What ‘Tommy Boy’ Teaches Us About Guarantees
What are your re-watchable movies? For me, it’s several cult classics from the mid-90s. It doesn’t matter how many times I’ve seen them, if I happen to catch them when flipping through the channels, I’m going to stop. Unfortunately, I usually end up only watching briefly until my wife rolls her eyes and asks, “Again…really?”
Recently, during my 845th viewing of “Tommy Boy,” I noticed an interesting parallel between Tommy’s description of the guarantee when selling brake pads and the act of wholesaling downside protection to financial advisors. Indeed, the guarantee does make you feel all warm and toasty inside, but is it really a “guarantee fairy” who’s a crazy glue sniffer?
In our experience, the financial advisory business appears to fall into two camps as it relates to downside protection strategies in their portfolios:
Camp #1: Does not seem to value downside protection at all and is content to bet on generally, if not permanently, rising equity markets
Camp #2: Prioritizes downside protection since, as it’s been said, by the time you’re hunting around for an umbrella in the middle of a storm, it can be difficult to find one
We align more with camp #2.
For starters, we wonder if the camp #1 folks are avoiding looking at a long-term chart of Nikkei 225 Index, the benchmark Japanese stock index. It’s currently still below its previous high from – wait for it – 1990! Try telling a Japanese investor that the stock market “always comes back.”

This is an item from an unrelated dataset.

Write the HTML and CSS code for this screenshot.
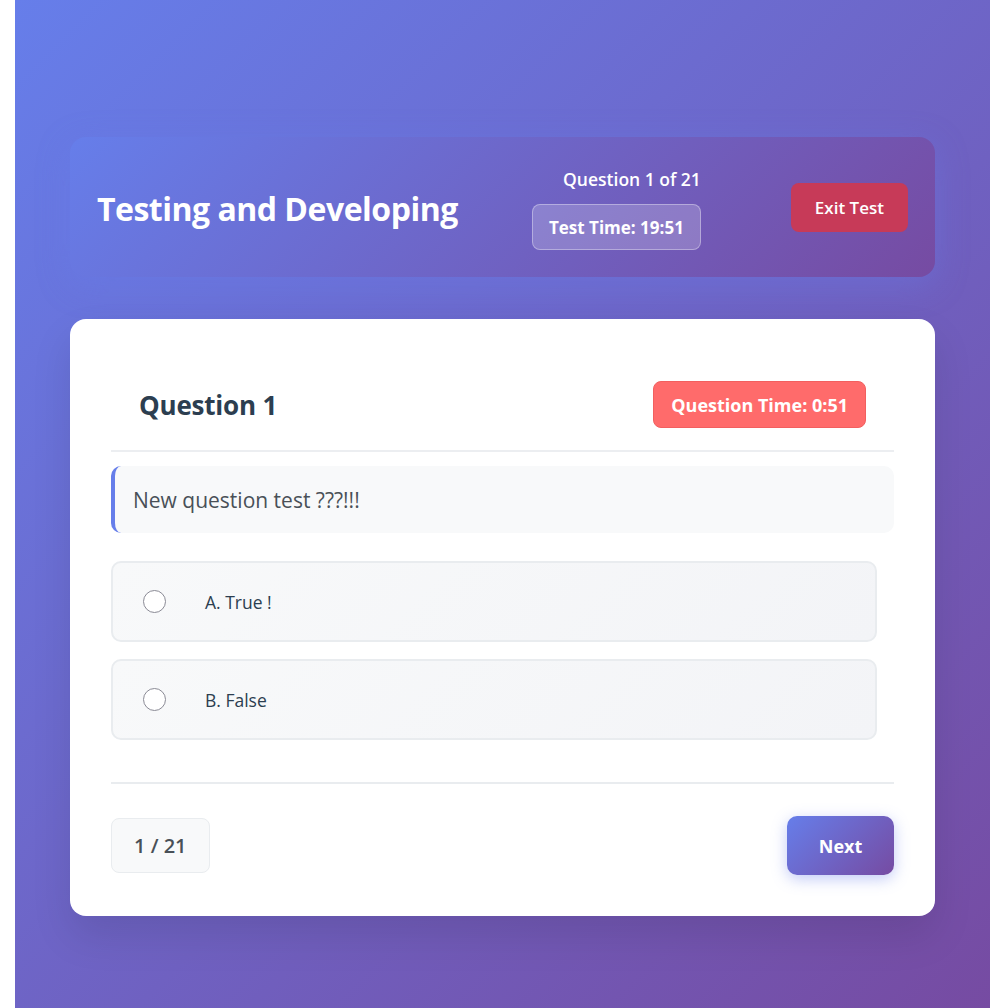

That’s just one way to highlight why we generally agree with the following sentiment from Irving Kahn, founder of the Kahn Brothers Group and Benjamin Graham’s teaching assistant at Columbia Business School:
“Considering the downside is the single most important thing an investor must do.”
Irving Kahn
What Does that ‘Guarantee’ Cost?
The trouble for some financial advisors in camp #2 is they can, at times, value downside protection so much that they “overpay” for it, either in terms of fees or in terms of opportunity cost in the form of drag on performance. And this does not even include the operational costs of continually monitoring and rolling exposure forward.
Why does this happen? We think it’s the result of some advisors looking for a box with a “guarantee” sticker, which can come in various forms, from do-it-yourself options strategies to structured notes in a liquid wrapper. Many of these strategies entail significant opportunity cost by way of capped upside or a steady drag on performance during increasing equity markets due to option premiums.
This approach looks a lot like that mythical “guarantee fairy” to me.
Offense & Defense, Just No Shiny Sticker
“To invest successfully over a lifetime does not require a stratospheric IQ, unusual business insights, or inside information. What’s needed is a sound intellectual framework for making decisions and the ability to keep emotions from corroding that framework.”
Warren Buffett in the Preface of “The Intelligent Investor”
At Blueprint Investment Partners, we think there’s a better way. It doesn’t have a guarantee sticker on the box (our friends in compliance say we can’t say that word anyhow) – but it is designed with the goal of protecting downside and capturing upside.
We utilize rules-based strategies that focus on asset prices to determine final asset allocations, also known as trend following.
Downside protection is at the heart of our strategies, but capturing upside is equally important. It is why our systematic investing process places no explicit or even implied cap on performance over the long-term during upward trending equity markets.
History shows that no one knows nor can predict how long good periods will last. In our view, capturing these periods is essential to keeping compounding at or near its highest point.
So, in years like 2009, 2013, 2014, 2017, 2019, and now 2021 (YTD), when downside protection isn’t necessary, we will aggressively seek return for our partnering advisors and their clients.
In other words, protecting downside does not have to mean a permanently defensive position. Instead, it shows up in the handful of years when it is needed, like 2008, 2011, 2018, and 2020. In closing, beware the guarantee. Sure, you may get the warm and toasties, but at what cost? As has been said by many of the greatest investors of all time: What is comfortable is rarely profitable. At Blueprint Investment Partners, we seek a balance between comfort and returns, but neither extreme. The best news of all is we believe following price trends and sticking to rules offers the best of both worlds for us, our partnering advisors, and their clients.